Stated goal
Copy out each line of the material below that holds the string "page".

Given data
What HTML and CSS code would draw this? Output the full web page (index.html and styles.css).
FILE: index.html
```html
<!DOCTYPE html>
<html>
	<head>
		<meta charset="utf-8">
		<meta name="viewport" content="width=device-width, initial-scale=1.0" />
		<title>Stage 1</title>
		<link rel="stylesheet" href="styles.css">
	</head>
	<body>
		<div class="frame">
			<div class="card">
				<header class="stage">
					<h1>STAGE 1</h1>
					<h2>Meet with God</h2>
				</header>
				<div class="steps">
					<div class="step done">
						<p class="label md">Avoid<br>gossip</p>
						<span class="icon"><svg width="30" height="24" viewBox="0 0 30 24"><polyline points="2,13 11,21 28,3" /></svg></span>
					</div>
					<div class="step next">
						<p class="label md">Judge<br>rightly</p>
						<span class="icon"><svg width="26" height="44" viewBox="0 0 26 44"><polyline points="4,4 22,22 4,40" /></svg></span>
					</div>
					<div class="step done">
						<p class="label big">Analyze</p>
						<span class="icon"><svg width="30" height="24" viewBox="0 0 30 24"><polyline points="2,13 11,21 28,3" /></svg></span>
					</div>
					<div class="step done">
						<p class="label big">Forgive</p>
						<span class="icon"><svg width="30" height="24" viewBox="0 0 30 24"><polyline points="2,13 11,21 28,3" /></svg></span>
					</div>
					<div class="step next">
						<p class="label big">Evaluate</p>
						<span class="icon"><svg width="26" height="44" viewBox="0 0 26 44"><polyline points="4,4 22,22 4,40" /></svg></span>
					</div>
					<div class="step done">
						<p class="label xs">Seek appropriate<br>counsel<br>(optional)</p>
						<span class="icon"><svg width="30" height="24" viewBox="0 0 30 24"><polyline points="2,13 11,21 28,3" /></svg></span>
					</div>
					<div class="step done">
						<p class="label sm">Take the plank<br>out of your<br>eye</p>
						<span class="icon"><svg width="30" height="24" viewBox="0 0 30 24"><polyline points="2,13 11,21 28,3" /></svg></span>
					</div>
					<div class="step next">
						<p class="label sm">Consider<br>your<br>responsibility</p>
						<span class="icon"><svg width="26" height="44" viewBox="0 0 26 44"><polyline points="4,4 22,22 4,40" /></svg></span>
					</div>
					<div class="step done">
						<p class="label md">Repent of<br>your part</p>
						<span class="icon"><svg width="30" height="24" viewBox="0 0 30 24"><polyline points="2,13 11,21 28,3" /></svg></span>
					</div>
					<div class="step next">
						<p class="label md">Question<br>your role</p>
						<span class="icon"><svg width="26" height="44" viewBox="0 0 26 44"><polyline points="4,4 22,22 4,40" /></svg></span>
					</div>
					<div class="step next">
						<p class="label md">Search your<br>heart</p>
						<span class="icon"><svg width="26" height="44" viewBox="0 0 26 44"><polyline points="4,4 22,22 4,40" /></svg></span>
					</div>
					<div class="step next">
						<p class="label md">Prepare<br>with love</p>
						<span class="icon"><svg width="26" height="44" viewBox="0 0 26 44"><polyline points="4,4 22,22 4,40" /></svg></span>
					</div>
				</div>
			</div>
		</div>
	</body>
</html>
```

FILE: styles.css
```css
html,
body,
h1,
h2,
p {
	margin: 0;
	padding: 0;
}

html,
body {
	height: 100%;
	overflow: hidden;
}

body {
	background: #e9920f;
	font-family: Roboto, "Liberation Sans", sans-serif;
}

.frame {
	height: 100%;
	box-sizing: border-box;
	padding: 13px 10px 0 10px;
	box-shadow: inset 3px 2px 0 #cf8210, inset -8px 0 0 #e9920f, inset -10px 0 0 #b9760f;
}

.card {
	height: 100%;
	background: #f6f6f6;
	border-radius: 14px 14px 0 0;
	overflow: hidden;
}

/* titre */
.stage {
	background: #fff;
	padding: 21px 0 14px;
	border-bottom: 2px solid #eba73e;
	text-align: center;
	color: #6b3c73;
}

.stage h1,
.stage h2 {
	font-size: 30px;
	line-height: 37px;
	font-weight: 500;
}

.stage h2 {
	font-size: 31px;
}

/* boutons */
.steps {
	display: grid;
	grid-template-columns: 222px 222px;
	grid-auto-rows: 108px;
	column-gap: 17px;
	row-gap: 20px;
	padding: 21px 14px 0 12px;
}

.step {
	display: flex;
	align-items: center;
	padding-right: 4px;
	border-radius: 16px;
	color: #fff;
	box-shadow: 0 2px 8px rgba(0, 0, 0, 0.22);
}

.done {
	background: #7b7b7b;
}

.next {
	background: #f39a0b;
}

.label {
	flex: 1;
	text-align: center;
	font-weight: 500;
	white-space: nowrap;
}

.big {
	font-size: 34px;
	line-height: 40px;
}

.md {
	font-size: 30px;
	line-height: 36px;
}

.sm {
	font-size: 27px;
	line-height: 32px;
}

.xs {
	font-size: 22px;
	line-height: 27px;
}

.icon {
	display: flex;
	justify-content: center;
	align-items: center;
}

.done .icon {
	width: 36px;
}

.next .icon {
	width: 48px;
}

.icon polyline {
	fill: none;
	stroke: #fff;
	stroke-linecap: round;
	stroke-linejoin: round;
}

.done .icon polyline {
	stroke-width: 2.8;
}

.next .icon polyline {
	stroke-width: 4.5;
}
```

==

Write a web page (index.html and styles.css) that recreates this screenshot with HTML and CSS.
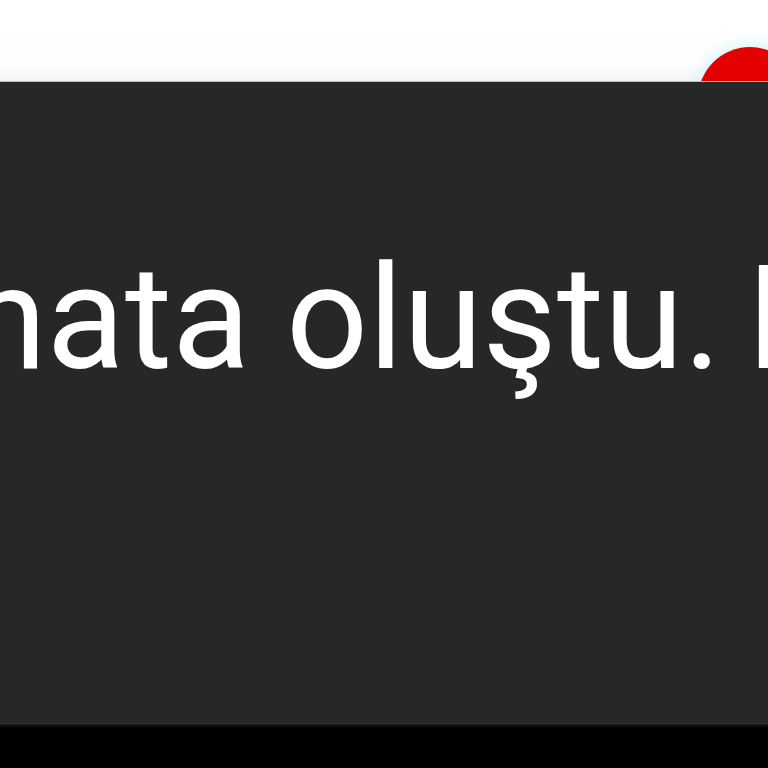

Solved problem
What HTML and CSS code would draw this? Output the full web page (index.html and styles.css).
Write a web page (index.html and styles.css) that recreates this screenshot with HTML and CSS.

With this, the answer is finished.